The film opens with a dead mans daughter trying to search the murderer to avenge her father’s death. She goes to any lengths to achieve it. For a western, it was an unlikely opening. Be it man or woman, it’s always protagonist centric and runs high on machismo. But here we see a confident little girl of fourteen years searching for her father with no hint of being scared. She shows her grit openly and admirably in the opening scenes. The first act worked wonderfully well because of her. The bargain scene was one of the highlights of the first act.

The film starts to wane from the introduction of Rooster Cogburn (Jeff Bridges). From there it becomes a story of only Cogburn. Texas Ranger LaBoeuf (Matt Damon) too joins in the pursuit of getting to Tom Chaney (Josh Brolin). There is a huge ego clash between the two but they help each other out during the right moment. There were two moments were they mutually help each other but nothing is dramatized to show the friendship angle because they’re not friends. It’s just a man’s way of lending a helping hand. Mattie Ross, even though acts all brave, the way she exclaims and jumps with joy in the scene where LaBoeuf kills people from a good distance is pure bliss. If other scenes showed what an actor she is. This scene showed how good she could react.

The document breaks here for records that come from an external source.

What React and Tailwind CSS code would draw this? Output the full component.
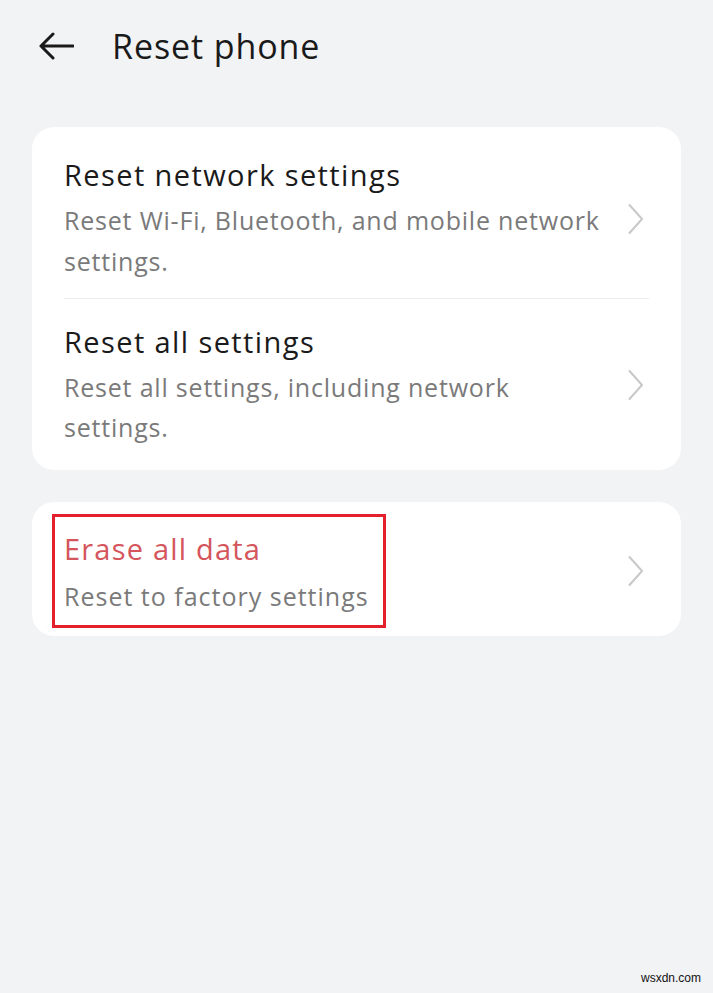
import React from "react";

function Chevron() {
  return (
    <svg width="18" height="32" viewBox="0 0 18 32" fill="none" className="shrink-0">
      <path d="M2.5 2 L15 16 L2.5 30" stroke="#c8c8c8" strokeWidth="2" strokeLinecap="round" strokeLinejoin="round" />
    </svg>
  );
}

export default function App() {
  return (
    <div className="w-[713px] h-[993px] bg-[#f2f3f5] relative overflow-hidden" style={{ fontFamily: "'Open Sans', 'Noto Sans', sans-serif" }}>
      <div className="flex items-center h-[92px] pl-[38px]">
        <svg width="36" height="28" viewBox="0 0 36 28" fill="none">
          <path d="M35 14 H3 M15 2 L3 14 L15 26" stroke="#1a1a1a" strokeWidth="3" strokeLinecap="round" strokeLinejoin="round" />
        </svg>
        <span className="ml-[38px] text-[34px] tracking-[0.9px] text-[#1a1a1a] leading-none">Reset phone</span>
      </div>

      <div className="mx-[32px] mt-[35px] bg-white rounded-[22px] pl-[32px] pr-[36px]">
        <div className="flex items-center pt-[28px] pb-[16px]">
          <div className="flex-1">
            <div className="text-[29px] leading-[40px] tracking-[1.4px] text-[#1a1a1a]">Reset network settings</div>
            <div className="mt-[5px] text-[25px] leading-[41px] tracking-[0.8px] text-[#7a7a7a]">Reset Wi-Fi, Bluetooth, and mobile network<br />settings.</div>
          </div>
          <Chevron />
        </div>
        <div className="h-px bg-[#ececec] mr-[-4px]" />
        <div className="flex items-center pt-[23px] pb-[23px]">
          <div className="flex-1">
            <div className="text-[29px] leading-[40px] tracking-[1.4px] text-[#1a1a1a]">Reset all settings</div>
            <div className="mt-[5px] text-[25px] leading-[40px] tracking-[0.8px] text-[#7a7a7a]">Reset all settings, including network<br />settings.</div>
          </div>
          <Chevron />
        </div>
      </div>

      <div className="mx-[32px] mt-[32px] bg-white rounded-[22px] pl-[20px] pr-[36px] pt-[12px] pb-[8px] flex items-center">
        <div className="flex-1">
          <div className="inline-block border-[3px] border-[#e3202b] pl-[9px] pr-[14px] pt-[10px] pb-[4px]">
            <div className="text-[29px] leading-[44px] tracking-[1.2px] text-[#d4555c]">Erase all data</div>
            <div className="text-[25px] leading-[50px] tracking-[1px] text-[#7a7a7a]">Reset to factory settings</div>
          </div>
        </div>
        <Chevron />
      </div>

      <div className="absolute right-[12px] bottom-[6px] text-[12px] text-[#111]" style={{ fontFamily: "'Liberation Sans', sans-serif" }}>wsxdn.com</div>
    </div>
  );
}
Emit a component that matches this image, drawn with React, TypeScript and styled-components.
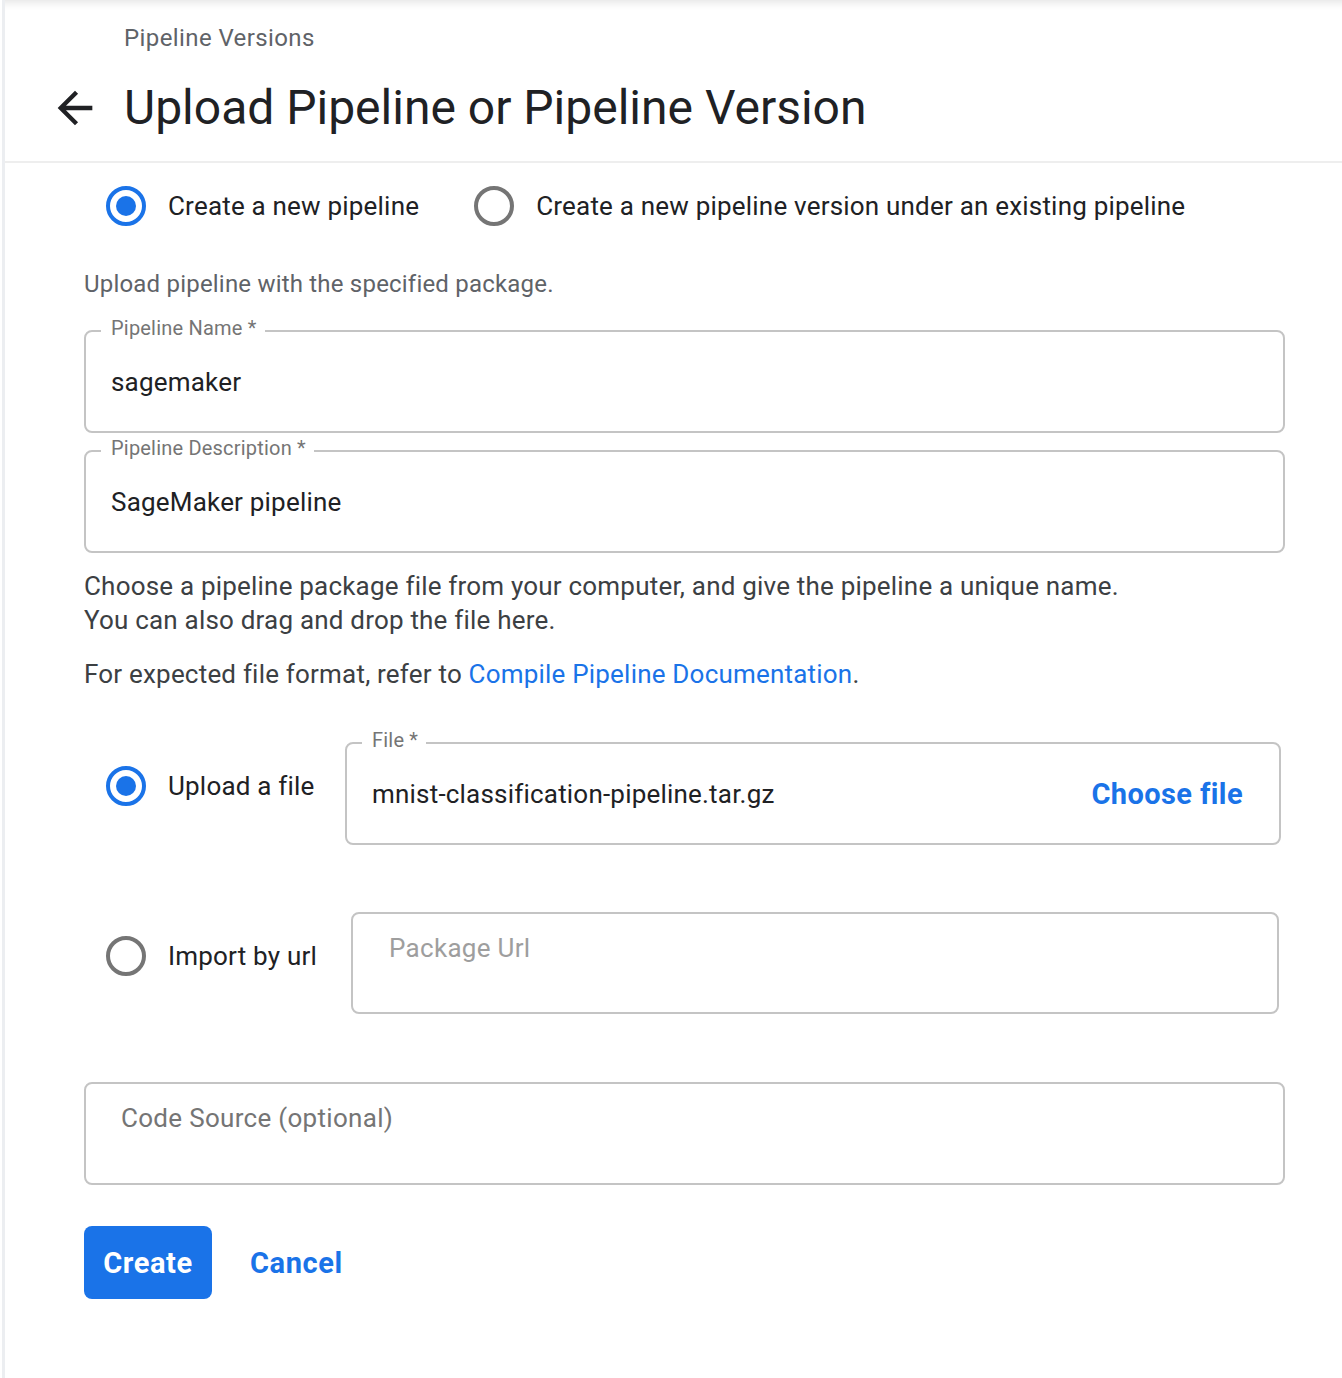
import React from "react";
import styled, { createGlobalStyle } from "styled-components";

const Global = createGlobalStyle`
  html, body { margin: 0; padding: 0; background: #fff; }
  body { font-family: Roboto, "Open Sans", "Liberation Sans", sans-serif; color: #202124; }
  * { box-sizing: border-box; }
`;

const Page = styled.div`
  padding-left: 2px;
  min-height: 1378px;
`;

const Main = styled.main`
  min-height: 1378px;
  border-left: 3px solid #eceef1;
  box-shadow: inset 0 12px 10px -10px rgba(0, 0, 0, 0.12);
`;

const Header = styled.header`
  height: 163px;
  padding: 24px 0 0 44px;
  border-bottom: 2px solid #eeeeee;
`;

const Breadcrumb = styled.div`
  margin-left: 75px;
  font-size: 24px;
  line-height: 28px;
  letter-spacing: 0.4px;
  color: #5f6368;
`;

const TitleRow = styled.div`
  display: flex;
  align-items: center;
  gap: 23px;
  margin-top: 28px;
  height: 56px;
`;

const BackButton = styled.button`
  width: 52px;
  height: 52px;
  border: 0;
  padding: 0;
  background: transparent;
  display: flex;
  align-items: center;
  justify-content: center;
  color: #202124;
  cursor: pointer;
`;

const Title = styled.h1`
  margin: 0;
  font-size: 48px;
  line-height: 56px;
  font-weight: 400;
  color: #202124;
`;

const Content = styled.div`
  padding: 19px 57px 40px 79px;
`;

const RadioGroup = styled.div`
  display: flex;
  align-items: center;
  gap: 55px;
  padding-left: 22px;
  height: 48px;
`;

const RadioLabel = styled.label<{ $width?: number; $offset?: number }>`
  display: flex;
  align-items: center;
  gap: 22px;
  height: 48px;
  font-size: 26px;
  letter-spacing: 0.2px;
  color: #202124;
  cursor: pointer;
  ${(p) => (p.$width ? `width: ${p.$width}px; flex: none;` : "")}
  ${(p) => (p.$offset ? `padding-left: ${p.$offset}px; margin-top: 20px;` : "")}
`;

const RadioRing = styled.span<{ $checked?: boolean }>`
  width: 40px;
  height: 40px;
  border-radius: 50%;
  border: 4px solid ${(p) => (p.$checked ? "#1a73e8" : "#757575")};
  display: flex;
  align-items: center;
  justify-content: center;
  flex: none;
  &::after {
    content: "";
    width: 20px;
    height: 20px;
    border-radius: 50%;
    background: ${(p) => (p.$checked ? "#1a73e8" : "transparent")};
  }
`;

const Hint = styled.p`
  margin: 40px 0 0;
  font-size: 24px;
  line-height: 28px;
  letter-spacing: 0.2px;
  color: #5f6368;
`;

const FieldBox = styled.div<{ $mt: number; $width?: number }>`
  position: relative;
  margin-top: ${(p) => p.$mt}px;
  height: 103px;
  ${(p) => (p.$width ? `width: ${p.$width}px;` : "width: 100%;")}
  border: 2px solid #c4c4c4;
  border-radius: 8px;
  display: flex;
  align-items: center;
  padding: 0 36px 0 25px;
  flex: none;
`;

const FieldLabel = styled.span`
  position: absolute;
  top: -15px;
  left: 15px;
  padding: 0 8px 0 10px;
  background: #fff;
  font-size: 20px;
  line-height: 22px;
  letter-spacing: 0.2px;
  color: #757575;
`;

const Value = styled.span`
  flex: 1;
  font-size: 26px;
  line-height: 32px;
  letter-spacing: 0.2px;
  color: #202124;
`;

const ChooseFile = styled.button`
  border: 0;
  background: transparent;
  padding: 0;
  font-family: inherit;
  font-size: 29px;
  letter-spacing: 0.4px;
  font-weight: 700;
  color: #1a73e8;
  cursor: pointer;
`;

const PlainBox = styled.div<{ $mt: number; $width?: number; $pl: number; $color: string }>`
  margin-top: ${(p) => p.$mt}px;
  height: ${(p) => (p.$width ? 102 : 103)}px;
  ${(p) => (p.$width ? `width: ${p.$width}px; flex: none;` : "width: 100%;")}
  border: 2px solid #c4c4c4;
  border-radius: 8px;
  padding: 18px 0 0 ${(p) => p.$pl}px;
  font-size: 26px;
  line-height: 32px;
  letter-spacing: 0.3px;
  color: ${(p) => p.$color};
`;

const Desc = styled.div`
  margin-top: 16px;
  font-size: 26px;
  line-height: 34px;
  letter-spacing: 0.2px;
  color: #3c4043;
  p {
    margin: 0;
  }
  p + p {
    margin-top: 20px;
  }
`;

const Link = styled.a`
  color: #1a73e8;
  text-decoration: none;
`;

const SourceRow = styled.div<{ $mt: number }>`
  display: flex;
  align-items: flex-start;
  margin-top: ${(p) => p.$mt}px;
  height: 103px;
`;

const Actions = styled.div`
  display: flex;
  align-items: center;
  gap: 38px;
  margin-top: 41px;
`;

const PrimaryButton = styled.button`
  width: 128px;
  height: 73px;
  border: 0;
  border-radius: 8px;
  background: #1a73e8;
  color: #fff;
  font-family: inherit;
  font-size: 29px;
  letter-spacing: 0.6px;
  font-weight: 700;
  cursor: pointer;
`;

const TextButton = styled.button`
  border: 0;
  background: transparent;
  padding: 0;
  font-family: inherit;
  font-size: 29px;
  letter-spacing: 0.6px;
  font-weight: 700;
  color: #1a73e8;
  cursor: pointer;
`;

export default function App() {
  return (
    <Page>
      <Global />
      <Main>
        <Header>
          <Breadcrumb>Pipeline Versions</Breadcrumb>
          <TitleRow>
            <BackButton aria-label="Back">
              <svg width="52" height="52" viewBox="0 0 24 24" fill="currentColor">
                <path d="M20 11H7.83l5.59-5.59L12 4l-8 8 8 8 1.41-1.41L7.83 13H20v-2z" />
              </svg>
            </BackButton>
            <Title>Upload Pipeline or Pipeline Version</Title>
          </TitleRow>
        </Header>
        <Content>
          <RadioGroup>
            <RadioLabel>
              <RadioRing $checked />
              Create a new pipeline
            </RadioLabel>
            <RadioLabel>
              <RadioRing />
              Create a new pipeline version under an existing pipeline
            </RadioLabel>
          </RadioGroup>

          <Hint>Upload pipeline with the specified package.</Hint>

          <FieldBox $mt={32}>
            <FieldLabel>Pipeline Name *</FieldLabel>
            <Value>sagemaker</Value>
          </FieldBox>
          <FieldBox $mt={17}>
            <FieldLabel>Pipeline Description *</FieldLabel>
            <Value>SageMaker pipeline</Value>
          </FieldBox>

          <Desc>
            <p>
              Choose a pipeline package file from your computer, and give the pipeline a unique name.
              <br />
              You can also drag and drop the file here.
            </p>
            <p>
              For expected file format, refer to <Link href="#">Compile Pipeline Documentation</Link>.
            </p>
          </Desc>

          <SourceRow $mt={51}>
            <RadioLabel $width={261} $offset={22}>
              <RadioRing $checked />
              Upload a file
            </RadioLabel>
            <FieldBox $mt={0} $width={936}>
              <FieldLabel>File *</FieldLabel>
              <Value>mnist-classification-pipeline.tar.gz</Value>
              <ChooseFile>Choose file</ChooseFile>
            </FieldBox>
          </SourceRow>

          <SourceRow $mt={67}>
            <RadioLabel $width={267} $offset={22}>
              <RadioRing />
              Import by url
            </RadioLabel>
            <PlainBox $mt={0} $width={928} $pl={36} $color="#9e9e9e">
              Package Url
            </PlainBox>
          </SourceRow>

          <PlainBox $mt={67} $pl={35} $color="#757575">
            Code Source (optional)
          </PlainBox>

          <Actions>
            <PrimaryButton>Create</PrimaryButton>
            <TextButton>Cancel</TextButton>
          </Actions>
        </Content>
      </Main>
    </Page>
  );
}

Guess ‘True Grit’ is beyond me. I couldn’t say that I didn’t like it. Guess it employed the elements of Western greatly and made a proper genre movie. But for me it didn’t work. Mainly because of characters who looked plasticky. I neither could vie for them, nor could hate them. What’s more disheartening is that ‘Fargo’ worked like hell for me. Roger Ebert had rightly quoted a quote which I had requoted a number of times. ‘Fargo’ is the reason why one would watch cinema. It’s one of the simple pleasures of life. Don’t get me started on ‘Fargo’. So, when it’s a movie by the makers of ‘Fargo’ it’s disappointing to be disappointed by the film.